▸ **Exercise instructions**
All of the entries must be reproduced exactly, with no images carried over.

+ + + + +

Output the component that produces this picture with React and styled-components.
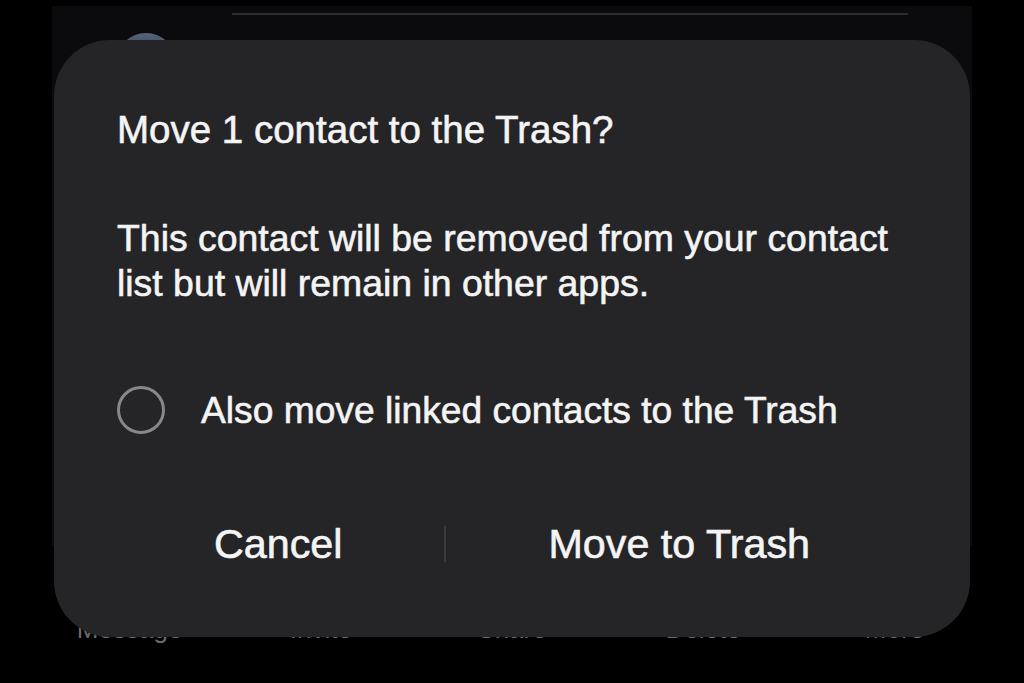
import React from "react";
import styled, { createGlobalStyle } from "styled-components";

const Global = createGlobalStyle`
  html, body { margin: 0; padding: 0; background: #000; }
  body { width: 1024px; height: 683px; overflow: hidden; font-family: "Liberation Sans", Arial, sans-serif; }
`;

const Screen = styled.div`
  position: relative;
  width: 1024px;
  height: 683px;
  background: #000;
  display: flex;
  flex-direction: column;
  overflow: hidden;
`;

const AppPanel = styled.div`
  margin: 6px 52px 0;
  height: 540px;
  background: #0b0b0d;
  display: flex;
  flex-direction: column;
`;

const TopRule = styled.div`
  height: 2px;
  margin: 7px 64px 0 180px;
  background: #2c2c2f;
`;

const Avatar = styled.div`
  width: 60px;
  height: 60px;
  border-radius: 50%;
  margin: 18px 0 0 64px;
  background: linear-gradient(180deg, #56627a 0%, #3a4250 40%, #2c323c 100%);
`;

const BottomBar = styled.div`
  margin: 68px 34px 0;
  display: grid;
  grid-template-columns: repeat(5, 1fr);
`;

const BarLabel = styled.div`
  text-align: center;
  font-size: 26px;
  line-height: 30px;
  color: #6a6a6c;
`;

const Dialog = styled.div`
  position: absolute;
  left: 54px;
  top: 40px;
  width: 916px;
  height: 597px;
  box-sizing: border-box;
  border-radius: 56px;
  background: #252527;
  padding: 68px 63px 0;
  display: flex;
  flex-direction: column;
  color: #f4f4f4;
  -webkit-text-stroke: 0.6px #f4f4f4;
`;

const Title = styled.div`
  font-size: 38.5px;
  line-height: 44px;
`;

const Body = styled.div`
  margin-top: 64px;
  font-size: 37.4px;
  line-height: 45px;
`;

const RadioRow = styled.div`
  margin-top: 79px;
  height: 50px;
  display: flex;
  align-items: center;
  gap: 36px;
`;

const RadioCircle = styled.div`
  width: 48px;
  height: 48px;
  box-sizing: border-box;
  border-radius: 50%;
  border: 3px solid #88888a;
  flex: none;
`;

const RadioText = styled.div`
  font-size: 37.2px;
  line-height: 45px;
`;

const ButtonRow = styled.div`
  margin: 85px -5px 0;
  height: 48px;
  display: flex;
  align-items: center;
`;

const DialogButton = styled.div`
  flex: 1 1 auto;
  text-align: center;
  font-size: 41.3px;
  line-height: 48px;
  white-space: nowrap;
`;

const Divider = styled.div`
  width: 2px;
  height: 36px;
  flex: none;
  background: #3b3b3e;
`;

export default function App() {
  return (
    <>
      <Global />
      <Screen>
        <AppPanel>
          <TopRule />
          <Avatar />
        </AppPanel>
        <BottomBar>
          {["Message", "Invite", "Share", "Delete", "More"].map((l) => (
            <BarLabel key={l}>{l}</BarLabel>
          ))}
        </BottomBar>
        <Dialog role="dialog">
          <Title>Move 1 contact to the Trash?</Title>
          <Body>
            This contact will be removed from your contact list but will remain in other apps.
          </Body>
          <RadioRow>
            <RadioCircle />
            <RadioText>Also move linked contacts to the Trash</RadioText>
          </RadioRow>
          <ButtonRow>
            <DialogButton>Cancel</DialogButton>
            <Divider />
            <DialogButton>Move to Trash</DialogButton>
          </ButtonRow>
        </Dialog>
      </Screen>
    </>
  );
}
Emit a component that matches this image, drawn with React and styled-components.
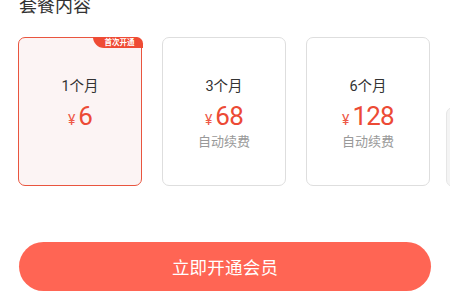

+ + + + +

▸ **Solution to this exercise**
Output the component that produces this picture with React and styled-components.
import React from "react";
import styled, { createGlobalStyle } from "styled-components";

const Global = createGlobalStyle`
  html, body { margin: 0; padding: 0; background: #000; }
  body { width: 1024px; height: 683px; overflow: hidden; font-family: "Liberation Sans", Arial, sans-serif; }
`;

const Screen = styled.div`
  position: relative;
  width: 1024px;
  height: 683px;
  background: #000;
  display: flex;
  flex-direction: column;
  overflow: hidden;
`;

const AppPanel = styled.div`
  margin: 6px 52px 0;
  height: 540px;
  background: #0b0b0d;
  display: flex;
  flex-direction: column;
`;

const TopRule = styled.div`
  height: 2px;
  margin: 7px 64px 0 180px;
  background: #2c2c2f;
`;

const Avatar = styled.div`
  width: 60px;
  height: 60px;
  border-radius: 50%;
  margin: 18px 0 0 64px;
  background: linear-gradient(180deg, #56627a 0%, #3a4250 40%, #2c323c 100%);
`;

const BottomBar = styled.div`
  margin: 68px 34px 0;
  display: grid;
  grid-template-columns: repeat(5, 1fr);
`;

const BarLabel = styled.div`
  text-align: center;
  font-size: 26px;
  line-height: 30px;
  color: #6a6a6c;
`;

const Dialog = styled.div`
  position: absolute;
  left: 54px;
  top: 40px;
  width: 916px;
  height: 597px;
  box-sizing: border-box;
  border-radius: 56px;
  background: #252527;
  padding: 68px 63px 0;
  display: flex;
  flex-direction: column;
  color: #f4f4f4;
  -webkit-text-stroke: 0.6px #f4f4f4;
`;

const Title = styled.div`
  font-size: 38.5px;
  line-height: 44px;
`;

const Body = styled.div`
  margin-top: 64px;
  font-size: 37.4px;
  line-height: 45px;
`;

const RadioRow = styled.div`
  margin-top: 79px;
  height: 50px;
  display: flex;
  align-items: center;
  gap: 36px;
`;

const RadioCircle = styled.div`
  width: 48px;
  height: 48px;
  box-sizing: border-box;
  border-radius: 50%;
  border: 3px solid #88888a;
  flex: none;
`;

const RadioText = styled.div`
  font-size: 37.2px;
  line-height: 45px;
`;

const ButtonRow = styled.div`
  margin: 85px -5px 0;
  height: 48px;
  display: flex;
  align-items: center;
`;

const DialogButton = styled.div`
  flex: 1 1 auto;
  text-align: center;
  font-size: 41.3px;
  line-height: 48px;
  white-space: nowrap;
`;

const Divider = styled.div`
  width: 2px;
  height: 36px;
  flex: none;
  background: #3b3b3e;
`;

export default function App() {
  return (
    <>
      <Global />
      <Screen>
        <AppPanel>
          <TopRule />
          <Avatar />
        </AppPanel>
        <BottomBar>
          {["Message", "Invite", "Share", "Delete", "More"].map((l) => (
            <BarLabel key={l}>{l}</BarLabel>
          ))}
        </BottomBar>
        <Dialog role="dialog">
          <Title>Move 1 contact to the Trash?</Title>
          <Body>
            This contact will be removed from your contact list but will remain in other apps.
          </Body>
          <RadioRow>
            <RadioCircle />
            <RadioText>Also move linked contacts to the Trash</RadioText>
          </RadioRow>
          <ButtonRow>
            <DialogButton>Cancel</DialogButton>
            <Divider />
            <DialogButton>Move to Trash</DialogButton>
          </ButtonRow>
        </Dialog>
      </Screen>
    </>
  );
}
Emit a component that matches this image, drawn with React and styled-components.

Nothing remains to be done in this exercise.